1st August 2017: Remembering E E Riseley
The Librarian of the Linnean Society, E E Riseley, was killed 100 years ago today, fighting in World War I. To commemorate his death, a display has been produced about his life in the Reading Room which everyone is welcome to come and visit.
Edwin Ephraim Riseley was born on the 15 February 1889 in Abbots Ripton, Huntingdonshire, to Ephraim Riseley and Emily Elizabeth Murkett.
After leaving school at the age of 15, Riseley began work as the Library Clerk to the Zoological Society, where he gained an introduction to librarianship and zoological material. In the spring of 1914, the Assistant to the Librarian at the Linnean Society, Mr W H T Tams, resigned from his post and the role was offered to Riseley, who had previously applied for the position. He started on a salary of £100, working 10am-6pm on weekdays, 10am-1pm on Saturdays and on meeting nights.
At the outbreak of World War I, the Librarian, German-born August Wilhelm Kappel, had been declared an enemy alien by the police and the Council of the Linnean Society felt forced to dismiss him.

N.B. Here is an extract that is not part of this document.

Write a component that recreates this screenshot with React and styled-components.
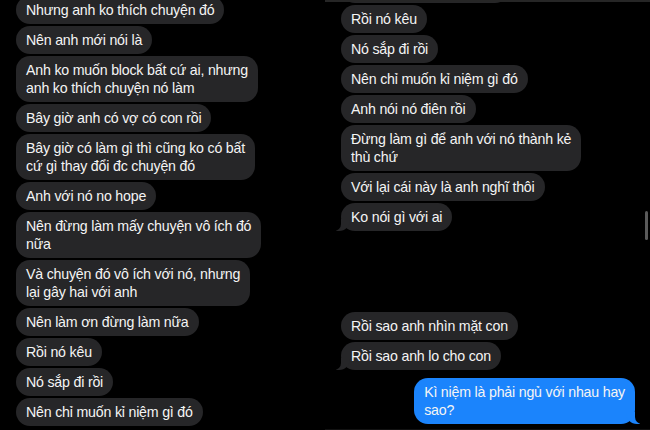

Kappel died on Christmas eve the following year.
Riseley was promoted to the role of Librarian, officially from the 1 January 1915, on an increased salary of £125 per annum. He thrived in his new role and spent the next two years making improvements to the library.
In January 1916, the Military Service Act introduced conscription and in May, the Council decided to take preliminary steps to find help in the library in the event of Riseley being called up to fight. This foresight was sensible as not long afterwards Riseley was indeed summoned for duty by the Army and on the 8 December he enlisted in the 9th Battalion, Rifle Brigade.

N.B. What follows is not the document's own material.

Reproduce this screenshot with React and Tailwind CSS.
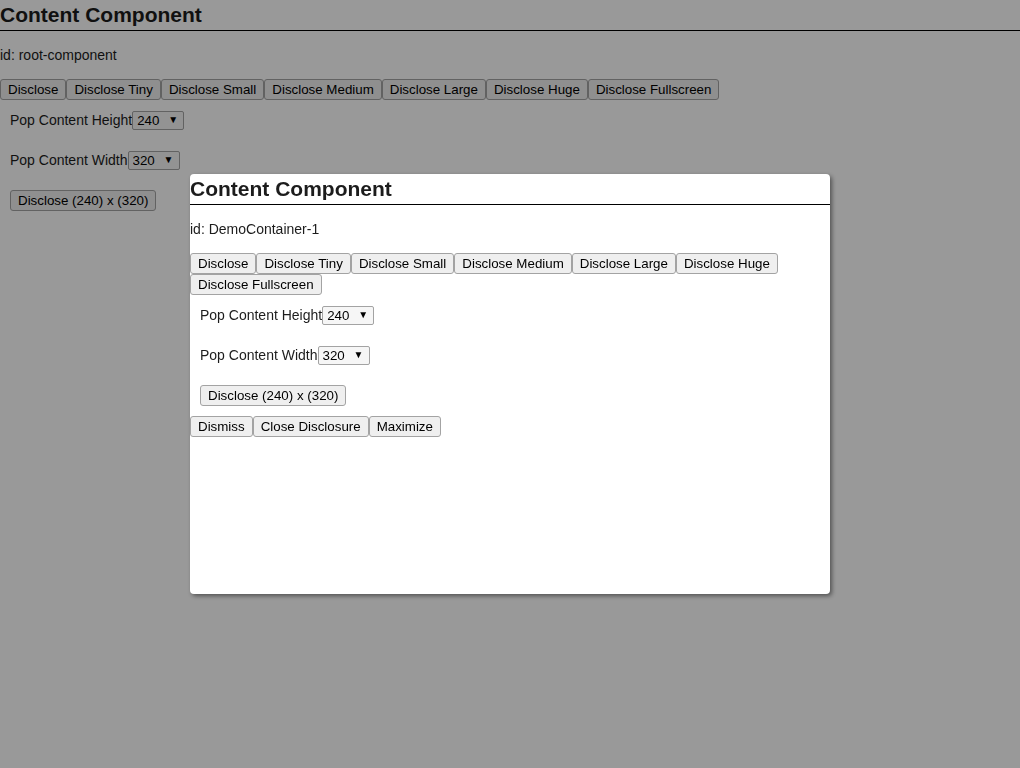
import React, { useState } from 'react';

const btn =
  'px-[7px] py-[2px] border border-[#a3a3a3] rounded-[3px] bg-[#efefef] text-[13.333px] leading-[15px] text-black whitespace-nowrap';

const DISCLOSE_BUTTONS = [
  'Disclose',
  'Disclose Tiny',
  'Disclose Small',
  'Disclose Medium',
  'Disclose Large',
  'Disclose Huge',
  'Disclose Fullscreen',
];

const SelectBox = ({ value, options, onChange }) => (
  <span className="relative inline-flex">
    <select
      value={value}
      onChange={(e) => onChange(e.target.value)}
      className="appearance-none w-[52px] h-[19px] pl-[4px] border border-[#a3a3a3] rounded-[2px] bg-[#f6f6f6] text-[13.333px] leading-[15px] text-black"
    >
      {options.map((o) => (
        <option key={o} value={o}>
          {o}
        </option>
      ))}
    </select>
    <span className="pointer-events-none absolute right-[6px] top-[3px] text-[10px] leading-[12px] text-black">▼</span>
  </span>
);

const ContentComponent = ({ id }) => {
  const [height, setHeight] = useState('240');
  const [width, setWidth] = useState('320');

  return (
    <div>
      <h2 className="text-[21px] font-bold leading-[30px] border-b border-black">Content Component</h2>
      <p className="my-4 text-[14px] leading-[16px]">id: {id}</p>
      <div className="flex flex-wrap">
        {DISCLOSE_BUTTONS.map((label) => (
          <button key={label} className={btn}>
            {label}
          </button>
        ))}
      </div>
      <div className="p-[10px] flex items-center h-[40px] text-[14px]">
        <span>Pop Content Height</span>
        <SelectBox value={height} options={['120', '240', '360', '480']} onChange={setHeight} />
      </div>
      <div className="p-[10px] flex items-center h-[40px] text-[14px]">
        <span>Pop Content Width</span>
        <SelectBox value={width} options={['160', '320', '480', '640']} onChange={setWidth} />
      </div>
      <div className="p-[10px] flex">
        <button className={btn}>
          Disclose ({height}) x ({width})
        </button>
      </div>
    </div>
  );
};

export default function App() {
  return (
    <div className="relative min-h-[768px] bg-white text-[#1c1c1c] font-['Liberation_Sans',Arial,sans-serif]">
      <ContentComponent id="root-component" />

      {/* overlay */}
      <div className="fixed inset-0 bg-black/40" />

      {/* disclosure modal */}
      <div className="absolute left-[190px] top-[174px] w-[640px] h-[420px] bg-white rounded-[4px] shadow-[2px_2px_4px_rgba(0,0,0,0.45)] overflow-hidden">
        <ContentComponent id="DemoContainer-1" />
        <div className="flex">
          <button className={btn}>Dismiss</button>
          <button className={btn}>Close Disclosure</button>
          <button className={btn}>Maximize</button>
        </div>
      </div>
    </div>
  );
}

Riseley undertook training on the Isle of Sheppey, Kent. In his absence, the Council appointed a temporary librarian but elected to still pay Riseley £45 of his salary whilst on active duty. On the 29 June 1916 whilst still based in Kent, he writes to the Officers of the Council to thank them for continuing to pay his salary whilst he is away fighting. He also comments that:
E E Riseley
To see the battleplanes here every day and the firing that goes on, one would think it impossible for any more raids to take place in London.
He embarked for France on the 15 June 1917 and was killed less than a month later, by a shell on the 1 August.
His death was reported at a Council meeting on the 18 October 1917, where it was proposed that a memorial plaque should be placed in the library in commemoration.
A Riseley Memorial Committee was established to investigate this further and they got in touch with the librarian at Windsor Castle who had commissioned a similar commemorative object. On the 21 February 1918, a draft sketch submitted by Mr William Thomas Pavitt, of 17 Hanover Square, a renowned metal worker, was chosen at a cost of £12.
The memorial tablet, which was received a few months later, consists of a beaten copper memorial plaque mounted on a thin oak board.
The plaque translates as:
In memory of Edwin Ephraim Riseley. Born on the 15 February 1889, in charge of this library from 1914 to 1917 during which period by universal consent he endeared himself to the Fellows [of the Linnean Society] by the energetic and able discharge of his duties; he had laid down for his country a life of high promise on the 1 August 1917 in the 29th year of his age.
The plaque was placed in the library as a permanent reminder of Riseley’s contribution to the work of the Society and still hangs there to this day.